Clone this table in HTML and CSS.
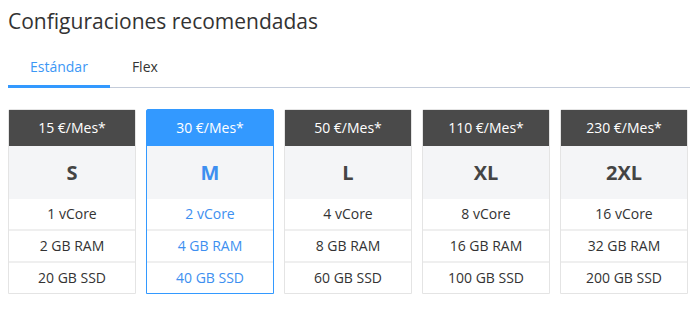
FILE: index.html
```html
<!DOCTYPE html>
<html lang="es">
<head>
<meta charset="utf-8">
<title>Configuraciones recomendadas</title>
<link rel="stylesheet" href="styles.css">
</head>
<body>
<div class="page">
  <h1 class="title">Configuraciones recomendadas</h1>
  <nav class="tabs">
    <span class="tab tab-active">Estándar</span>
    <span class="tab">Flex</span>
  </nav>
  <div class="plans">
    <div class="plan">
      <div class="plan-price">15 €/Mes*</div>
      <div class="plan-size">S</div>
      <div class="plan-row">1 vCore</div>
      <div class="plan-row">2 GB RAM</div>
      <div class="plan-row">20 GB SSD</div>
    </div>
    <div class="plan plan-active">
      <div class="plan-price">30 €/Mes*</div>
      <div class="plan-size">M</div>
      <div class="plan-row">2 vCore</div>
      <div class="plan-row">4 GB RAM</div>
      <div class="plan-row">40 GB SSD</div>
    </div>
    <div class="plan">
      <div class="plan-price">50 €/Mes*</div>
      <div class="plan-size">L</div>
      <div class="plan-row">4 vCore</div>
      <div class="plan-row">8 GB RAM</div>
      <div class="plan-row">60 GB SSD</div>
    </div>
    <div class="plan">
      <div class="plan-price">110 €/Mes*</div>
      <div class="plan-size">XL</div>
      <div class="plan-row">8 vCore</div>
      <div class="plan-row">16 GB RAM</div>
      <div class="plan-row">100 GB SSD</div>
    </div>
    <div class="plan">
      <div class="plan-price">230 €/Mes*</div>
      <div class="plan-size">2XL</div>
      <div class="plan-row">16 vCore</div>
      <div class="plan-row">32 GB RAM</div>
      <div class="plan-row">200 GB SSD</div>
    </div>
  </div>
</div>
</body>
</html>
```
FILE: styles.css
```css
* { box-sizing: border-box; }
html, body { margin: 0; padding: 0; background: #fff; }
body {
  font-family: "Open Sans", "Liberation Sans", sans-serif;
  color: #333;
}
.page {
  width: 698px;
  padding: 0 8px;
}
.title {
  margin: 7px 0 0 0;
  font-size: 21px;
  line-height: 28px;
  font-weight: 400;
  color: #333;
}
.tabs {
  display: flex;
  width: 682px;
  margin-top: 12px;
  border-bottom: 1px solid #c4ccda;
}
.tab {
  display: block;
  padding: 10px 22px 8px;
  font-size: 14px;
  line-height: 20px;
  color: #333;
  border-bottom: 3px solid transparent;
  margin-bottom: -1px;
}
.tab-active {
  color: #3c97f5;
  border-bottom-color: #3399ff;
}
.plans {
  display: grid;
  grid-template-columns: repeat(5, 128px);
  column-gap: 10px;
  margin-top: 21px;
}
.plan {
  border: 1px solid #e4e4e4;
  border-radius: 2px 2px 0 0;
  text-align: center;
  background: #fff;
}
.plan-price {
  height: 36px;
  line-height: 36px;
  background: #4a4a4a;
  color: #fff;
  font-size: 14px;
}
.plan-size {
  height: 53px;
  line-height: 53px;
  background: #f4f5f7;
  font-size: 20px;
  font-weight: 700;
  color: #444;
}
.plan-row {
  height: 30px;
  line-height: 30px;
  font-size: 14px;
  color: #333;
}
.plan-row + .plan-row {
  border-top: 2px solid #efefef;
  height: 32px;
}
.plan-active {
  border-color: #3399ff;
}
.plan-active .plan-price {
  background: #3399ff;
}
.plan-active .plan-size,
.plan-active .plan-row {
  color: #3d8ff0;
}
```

........

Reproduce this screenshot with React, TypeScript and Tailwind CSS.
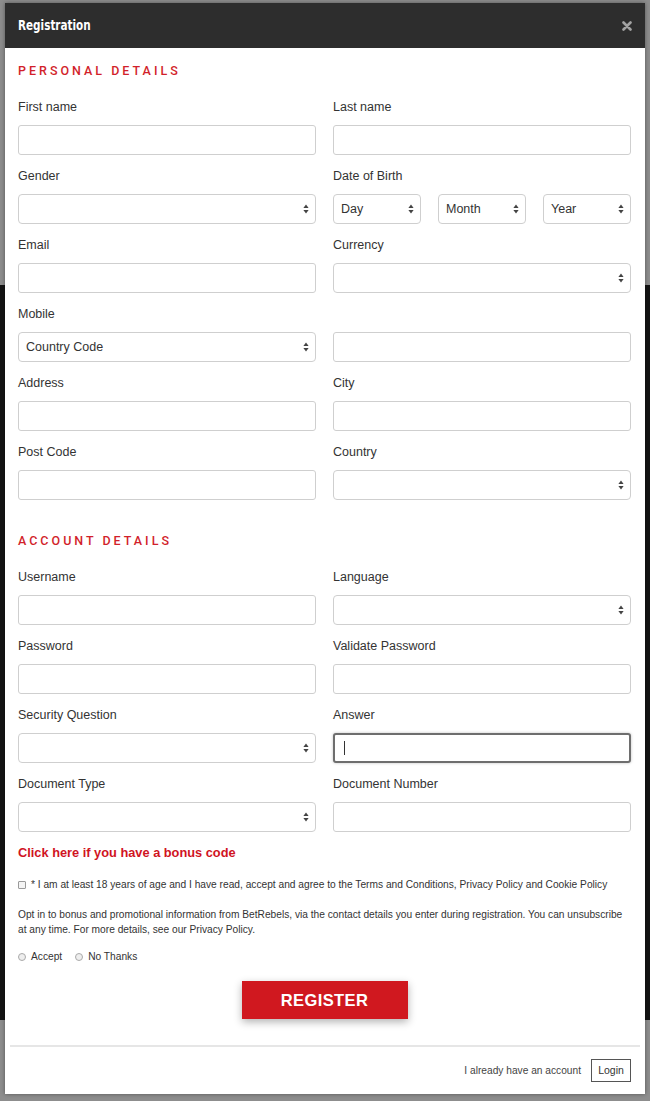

........

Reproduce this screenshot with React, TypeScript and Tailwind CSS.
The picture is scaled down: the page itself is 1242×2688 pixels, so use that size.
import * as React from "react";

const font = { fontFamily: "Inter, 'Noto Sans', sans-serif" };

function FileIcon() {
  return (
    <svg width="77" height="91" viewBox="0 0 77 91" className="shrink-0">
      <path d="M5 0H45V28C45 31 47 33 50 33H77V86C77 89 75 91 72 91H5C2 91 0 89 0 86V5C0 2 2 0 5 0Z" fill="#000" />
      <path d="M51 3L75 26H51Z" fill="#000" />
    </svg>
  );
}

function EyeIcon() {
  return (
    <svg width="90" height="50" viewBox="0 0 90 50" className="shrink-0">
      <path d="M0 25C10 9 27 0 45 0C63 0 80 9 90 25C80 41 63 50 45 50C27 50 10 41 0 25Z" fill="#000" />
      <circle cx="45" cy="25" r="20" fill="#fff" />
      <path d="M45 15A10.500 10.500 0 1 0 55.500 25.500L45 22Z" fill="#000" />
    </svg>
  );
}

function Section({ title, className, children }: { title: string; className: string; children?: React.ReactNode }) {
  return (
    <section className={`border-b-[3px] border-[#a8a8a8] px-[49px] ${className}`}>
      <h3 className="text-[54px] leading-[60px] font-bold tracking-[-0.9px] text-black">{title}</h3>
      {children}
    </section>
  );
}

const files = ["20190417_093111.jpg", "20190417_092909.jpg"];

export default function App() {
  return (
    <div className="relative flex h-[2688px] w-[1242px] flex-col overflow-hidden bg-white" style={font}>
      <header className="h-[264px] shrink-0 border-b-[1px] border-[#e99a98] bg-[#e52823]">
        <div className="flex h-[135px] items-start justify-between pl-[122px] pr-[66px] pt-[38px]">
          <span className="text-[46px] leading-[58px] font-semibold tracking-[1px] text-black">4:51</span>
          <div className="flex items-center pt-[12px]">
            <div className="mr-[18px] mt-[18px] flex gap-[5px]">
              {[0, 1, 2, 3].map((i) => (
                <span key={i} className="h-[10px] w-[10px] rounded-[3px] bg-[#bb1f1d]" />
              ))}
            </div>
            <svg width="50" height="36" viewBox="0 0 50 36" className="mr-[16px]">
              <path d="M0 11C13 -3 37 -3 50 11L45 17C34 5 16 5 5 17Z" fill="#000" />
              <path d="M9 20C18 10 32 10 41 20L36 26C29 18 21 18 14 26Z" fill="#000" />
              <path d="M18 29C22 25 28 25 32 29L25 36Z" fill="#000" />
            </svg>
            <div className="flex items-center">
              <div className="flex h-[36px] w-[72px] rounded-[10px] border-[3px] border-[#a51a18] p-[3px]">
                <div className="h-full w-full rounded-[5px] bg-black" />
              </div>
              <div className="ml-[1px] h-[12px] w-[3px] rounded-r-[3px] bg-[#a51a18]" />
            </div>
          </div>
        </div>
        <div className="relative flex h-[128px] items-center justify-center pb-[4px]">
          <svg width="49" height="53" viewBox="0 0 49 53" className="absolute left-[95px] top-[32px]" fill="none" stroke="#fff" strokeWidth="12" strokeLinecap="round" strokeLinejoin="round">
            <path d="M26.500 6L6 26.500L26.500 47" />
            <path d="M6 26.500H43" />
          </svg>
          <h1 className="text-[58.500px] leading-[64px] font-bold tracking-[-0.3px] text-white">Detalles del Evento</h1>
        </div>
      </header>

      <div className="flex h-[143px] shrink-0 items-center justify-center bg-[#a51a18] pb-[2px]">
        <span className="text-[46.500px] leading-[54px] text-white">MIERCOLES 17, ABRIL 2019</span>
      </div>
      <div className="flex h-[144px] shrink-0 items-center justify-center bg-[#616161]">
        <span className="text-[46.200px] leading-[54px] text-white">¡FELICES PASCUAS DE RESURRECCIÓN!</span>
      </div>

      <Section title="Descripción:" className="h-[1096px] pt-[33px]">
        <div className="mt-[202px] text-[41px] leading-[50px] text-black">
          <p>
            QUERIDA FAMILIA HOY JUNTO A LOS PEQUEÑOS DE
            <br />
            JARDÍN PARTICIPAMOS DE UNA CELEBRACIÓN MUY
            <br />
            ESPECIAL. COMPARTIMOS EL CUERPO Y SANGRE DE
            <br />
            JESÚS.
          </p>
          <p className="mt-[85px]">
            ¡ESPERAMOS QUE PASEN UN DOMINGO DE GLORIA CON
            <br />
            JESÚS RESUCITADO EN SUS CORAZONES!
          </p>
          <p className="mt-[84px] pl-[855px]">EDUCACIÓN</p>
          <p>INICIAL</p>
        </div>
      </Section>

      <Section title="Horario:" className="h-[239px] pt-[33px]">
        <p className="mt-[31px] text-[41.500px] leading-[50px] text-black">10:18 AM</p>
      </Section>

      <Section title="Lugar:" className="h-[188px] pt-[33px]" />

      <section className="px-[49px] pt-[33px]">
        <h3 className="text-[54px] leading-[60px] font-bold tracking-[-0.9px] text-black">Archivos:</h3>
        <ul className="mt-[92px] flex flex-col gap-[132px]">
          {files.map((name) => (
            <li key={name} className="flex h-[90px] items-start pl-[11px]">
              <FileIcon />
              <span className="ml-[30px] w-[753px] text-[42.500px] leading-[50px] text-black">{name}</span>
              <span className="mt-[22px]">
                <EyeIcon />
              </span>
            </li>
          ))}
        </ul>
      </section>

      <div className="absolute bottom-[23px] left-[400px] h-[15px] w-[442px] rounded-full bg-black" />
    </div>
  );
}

........

▶ **What you should do**: Search the data for the string "React" and copy each line where it appears.

▶ **Output below**:
Reproduce this screenshot with React, TypeScript and Tailwind CSS.
Reproduce this screenshot with React, TypeScript and Tailwind CSS.
import * as React from "react";
function Section({ title, className, children }: { title: string; className: string; children?: React.ReactNode }) {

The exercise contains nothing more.